Ou seja, é um período em que toda a humanidade vai começar a ter acesso aos frutos da Revolução Técnico-Científica.
A iniciativa do Cinturão e Rota deve ser vista nesses termos: substituição da globalização capitalizada pela grande finança por uma outra globalização baseada na exportação de valores de uso por parte da China e também exportação de capitais produtivos.
“Guerra do norte global contra o sul global”
Essa questão da desordem do caos, que vai de Belgrado até Gaza, porque eu acredito que o genocídio, o ataque ao Irã, e o surgimento de uma proxy war na Ucrânia, nada mais é do que uma rebelião armada contra a ordem liberal que busca humilhar a Rússia de forma contínua desde o final da União Soviética.

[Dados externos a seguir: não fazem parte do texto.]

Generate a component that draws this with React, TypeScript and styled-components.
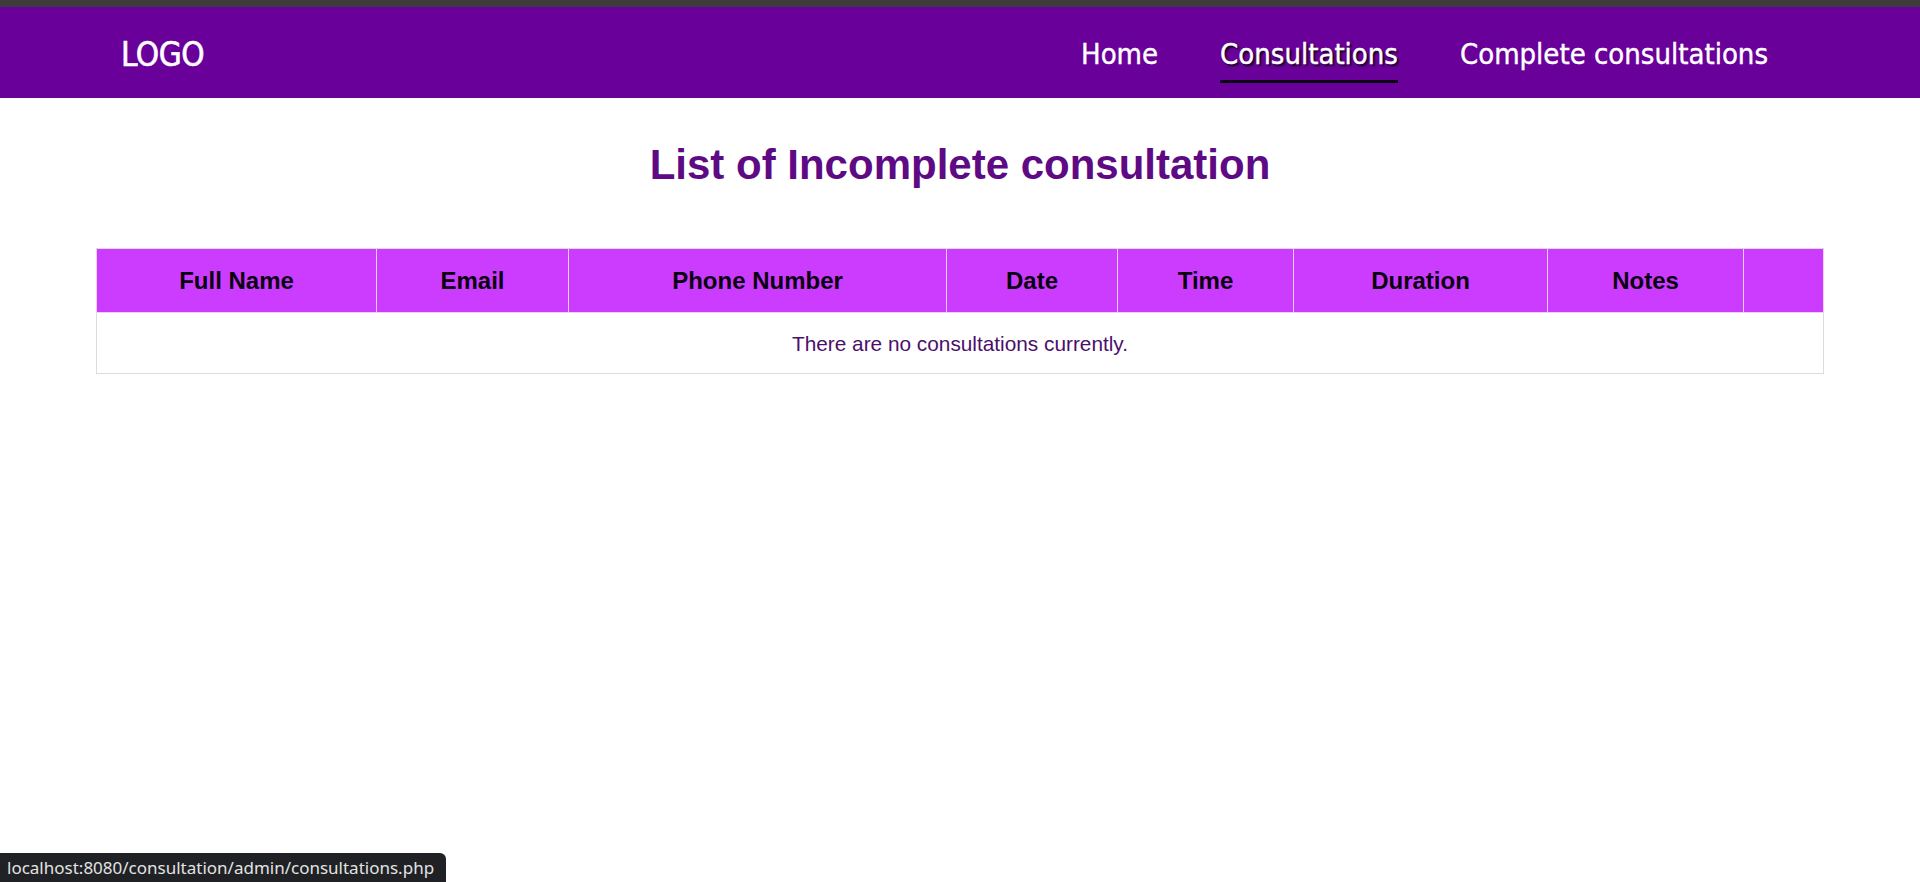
import React from 'react';
import styled, { createGlobalStyle } from 'styled-components';

const GlobalStyle = createGlobalStyle`
  html, body {
    margin: 0;
    padding: 0;
    background: #ffffff;
  }
  body {
    font-family: 'Liberation Sans', Arial, sans-serif;
  }
`;

const Page = styled.div`
  min-height: 100vh;
  display: flex;
  flex-direction: column;
`;

const TopStrip = styled.div`
  height: 7px;
  background: #3c3c3c;
`;

const NavBar = styled.header`
  box-sizing: border-box;
  height: 91px;
  background: #690099;
  display: flex;
  align-items: center;
  justify-content: space-between;
  padding: 4px 152px 0 121px;
  font-family: 'DejaVu Sans Condensed', 'DejaVu Sans', sans-serif;
  font-stretch: condensed;
  color: #ffffff;
`;

const Logo = styled.div`
  font-size: 33px;
  letter-spacing: -0.5px;
  -webkit-text-stroke: 0.6px #ffffff;
`;

const NavLinks = styled.nav`
  display: flex;
  align-items: center;
  gap: 62px;
`;

const NavLink = styled.a<{ $active?: boolean }>`
  position: relative;
  font-size: 29px;
  color: #ffffff;
  text-decoration: none;
  cursor: pointer;
  line-height: 1;
  padding: 0;
  -webkit-text-stroke: 0.4px #ffffff;
  text-shadow: ${(p) => (p.$active ? '2px 2px 2px rgba(0, 0, 0, 0.85)' : 'none')};

  &::after {
    content: '';
    position: absolute;
    left: 0;
    right: 0;
    bottom: -14px;
    height: 3px;
    background: ${(p) => (p.$active ? '#0d0014' : 'transparent')};
  }
`;

const Main = styled.main`
  padding: 43px 0 0;
`;

const Title = styled.h1`
  margin: 0 0 59px;
  text-align: center;
  font-family: 'Liberation Sans', Arial, sans-serif;
  font-size: 42px;
  font-weight: 700;
  color: #5e0a84;
`;

const Table = styled.table`
  width: 1727px;
  margin: 0 auto;
  border-collapse: collapse;
  table-layout: fixed;
  border: 1px solid #dcdcdc;
`;

const HeadCell = styled.th<{ $w: number }>`
  box-sizing: border-box;
  width: ${(p) => p.$w}px;
  background: #cc3cff;
  color: #0a0010;
  font-size: 24px;
  font-weight: 700;
  text-align: center;
  padding: 18px 8px;
  line-height: 27px;
  border: 1px solid #ecd0f5;
  border-top-color: #dcdcdc;
`;

const EmptyCell = styled.td`
  text-align: center;
  font-size: 20.8px;
  color: #4b0f6b;
  padding: 19px 8px 17px;
  line-height: 24px;
  border-bottom: 1px solid #dcdcdc;
`;

const StatusTip = styled.div`
  position: fixed;
  left: 0;
  bottom: 0;
  height: 29px;
  padding: 0 12px 0 7px;
  display: flex;
  align-items: center;
  background: #202124;
  color: #e3e3e3;
  border-top-right-radius: 6px;
  font-family: 'Noto Sans', 'Open Sans', sans-serif;
  font-size: 17px;
`;

const columns = [
  { label: 'Full Name', w: 280 },
  { label: 'Email', w: 192 },
  { label: 'Phone Number', w: 378 },
  { label: 'Date', w: 171 },
  { label: 'Time', w: 176 },
  { label: 'Duration', w: 254 },
  { label: 'Notes', w: 196 },
  { label: '', w: 80 },
];

const App: React.FC = () => {
  return (
    <Page>
      <GlobalStyle />
      <TopStrip />
      <NavBar>
        <Logo>LOGO</Logo>
        <NavLinks>
          <NavLink>Home</NavLink>
          <NavLink $active>Consultations</NavLink>
          <NavLink>Complete consultations</NavLink>
        </NavLinks>
      </NavBar>

      <Main>
        <Title>List of Incomplete consultation</Title>
        <Table>
          <thead>
            <tr>
              {columns.map((c, i) => (
                <HeadCell key={i} $w={c.w}>
                  {c.label}
                </HeadCell>
              ))}
            </tr>
          </thead>
          <tbody>
            <tr>
              <EmptyCell colSpan={columns.length}>There are no consultations currently.</EmptyCell>
            </tr>
          </tbody>
        </Table>
      </Main>

      <StatusTip>localhost:8080/consultation/admin/consultations.php</StatusTip>
    </Page>
  );
};

export default App;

Ao mesmo tempo em que ocorrem as ocorrências do genocídio em Gaza, onde o Ocidente perde completamente o véu da moralidade, ou seja, a imoralidade se transformou em uma coisa naturalizada completamente.

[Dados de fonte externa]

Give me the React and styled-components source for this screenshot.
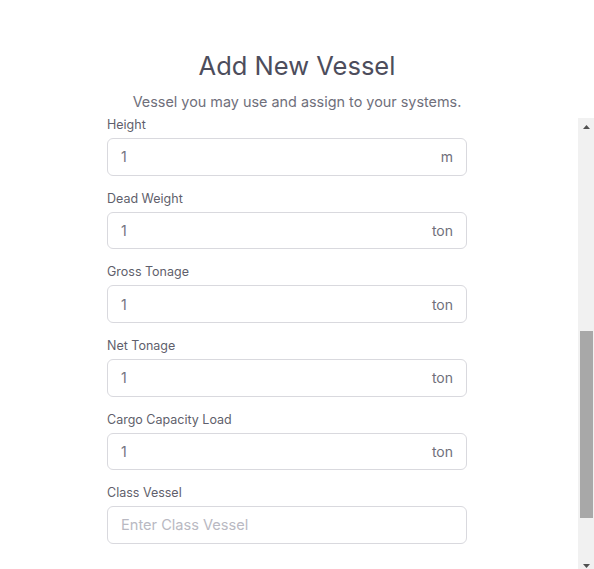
import { useEffect, useRef } from "react";
import styled, { createGlobalStyle } from "styled-components";

const fields = [
  { label: "Vessel Name", placeholder: "Enter Vessel Name" },
  { label: "IMO Number", placeholder: "Enter IMO Number" },
  { label: "MMSI", placeholder: "Enter MMSI" },
  { label: "Call Sign", placeholder: "Enter Call Sign" },
  { label: "Flag", placeholder: "Enter Flag" },
  { label: "Length", value: "1", unit: "m" },
  { label: "Width", value: "1", unit: "m" },
  { label: "Height", value: "1", unit: "m" },
  { label: "Dead Weight", value: "1", unit: "ton" },
  { label: "Gross Tonage", value: "1", unit: "ton" },
  { label: "Net Tonage", value: "1", unit: "ton" },
  { label: "Cargo Capacity Load", value: "1", unit: "ton" },
  { label: "Class Vessel", placeholder: "Enter Class Vessel" },
];

const Arrow = ({ down }) => (
  <svg width="7" height="4" viewBox="0 0 7 4">
    <path d={down ? "M0 0 L7 0 L3.5 4 Z" : "M0 4 L7 4 L3.5 0 Z"} fill="#505050" />
  </svg>
);

const App = () => {
  const scrollRef = useRef(null);

  useEffect(() => {
    // keep the list where the screenshot shows it
    if (scrollRef.current) scrollRef.current.scrollTop = 517;
  }, []);

  return (
    <>
      <GlobalStyle />
      <Page>
        <Head>
          <Title>Add New Vessel</Title>
          <Subtitle>Vessel you may use and assign to your systems.</Subtitle>
        </Head>
        <Body>
          <Viewport ref={scrollRef}>
            <Form>
              {fields.map((f) => (
                <Field key={f.label}>
                  <Label>{f.label}</Label>
                  <InputBox>
                    <Input
                      defaultValue={f.value}
                      placeholder={f.placeholder}
                    />
                    {f.unit && <Unit>{f.unit}</Unit>}
                  </InputBox>
                </Field>
              ))}
            </Form>
          </Viewport>
          <Scrollbar>
            <ScrollButton>
              <Arrow />
            </ScrollButton>
            <Track>
              <Thumb />
            </Track>
            <ScrollButton $down>
              <Arrow down />
            </ScrollButton>
          </Scrollbar>
        </Body>
      </Page>
    </>
  );
};

export default App;

const GlobalStyle = createGlobalStyle`
  body {
    margin: 0;
    background: #ffffff;
    font-family: Inter, "Noto Sans", sans-serif;
  }
`;

// PAGE
const Page = styled.div`
  display: flex;
  flex-direction: column;
  height: 569px;
  background: #ffffff;
  overflow: hidden;
`;

// HEADER
const Head = styled.div`
  display: flex;
  flex-direction: column;
  align-items: center;
  padding-top: 50px;
  height: 68px;
  flex-shrink: 0;
`;

const Title = styled.h2`
  margin: 0;
  font-size: 25.5px;
  font-weight: 400;
  line-height: 32px;
  color: #4d4d5c;
`;

const Subtitle = styled.p`
  margin: 10px 0 0;
  font-size: 14.4px;
  line-height: 20px;
  color: #6f6f7b;
`;

// SCROLLING BODY
const Body = styled.div`
  display: flex;
  flex: 1;
  min-height: 0;
`;

const Viewport = styled.div`
  flex: 1;
  overflow: hidden;
`;

const Form = styled.div`
  display: flex;
  flex-direction: column;
  width: 360px;
  padding-left: 107px;
  padding-bottom: 90px;
`;

const Field = styled.div`
  display: flex;
  flex-direction: column;
  gap: 4px;
  margin-bottom: 14px;
`;

const Label = styled.label`
  font-size: 12.5px;
  line-height: 18px;
  color: #5f5f6c;
`;

const InputBox = styled.div`
  display: flex;
  align-items: center;
  height: 37.6px;
  box-sizing: border-box;
  border: 1px solid #d9d9de;
  border-radius: 6px;
  padding: 0 13px;
`;

const Input = styled.input`
  flex: 1;
  min-width: 0;
  border: none;
  outline: none;
  background: transparent;
  padding: 0;
  font-family: Inter, "Noto Sans", sans-serif;
  font-size: 14px;
  color: #74747f;
  &::placeholder {
    font-size: 14.6px;
    color: #b9b9c2;
  }
`;

const Unit = styled.span`
  font-size: 14px;
  color: #6f6f7b;
`;

// SCROLLBAR
const Scrollbar = styled.div`
  display: flex;
  flex-direction: column;
  width: 16px;
  flex-shrink: 0;
  background: #f1f1f1;
`;

const ScrollButton = styled.div`
  display: flex;
  justify-content: center;
  align-items: ${(p) => (p.$down ? "flex-end" : "flex-start")};
  height: 16px;
  padding: ${(p) => (p.$down ? "0 0 1px 1px" : "7px 0 0 1px")};
  box-sizing: border-box;
`;

const Track = styled.div`
  flex: 1;
  display: flex;
  flex-direction: column;
`;

const Thumb = styled.div`
  width: 13px;
  height: 187px;
  margin: 197px 0 0 2px;
  background: #a8a8a8;
`;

O que leva a uma conclusão muito clara. Existe uma guerra do norte global contra o sul global. Não uma guerra somente contra Gaza ou contra o Irã, porque a guerra contra Gaza e contra o Irã são expressões de algo maior, que é uma guerra contra o sul global.
Tarefas históricas para os BRICS
Os BRICS têm que ter condições de entender isso em torno de como o sul global vai se defender dessa nova investida do norte global, e como que os BRICS vão ter condições de entregar para o mundo possibilidades de desenvolvimento para o sul global.
Daí vem essa questão da desdolarização, da criação de outros meios de pagamento e um papel muito mais prático do Novo Banco de Desenvolvimento, porque hoje o banco não pode jogar um papel que ele deveria jogar, por conta da atuação dos bancos centrais que impedem a operacionalização do arranjo dos contingentes de reserva.
Por isso, é muito a se fazer, são tarefas históricas que a gente coloca.
Eu quero muito agradecer a chance de expor um pouco aqui as minhas ideias. Um forte abraço, um beijo no coração de todo mundo. Valeu!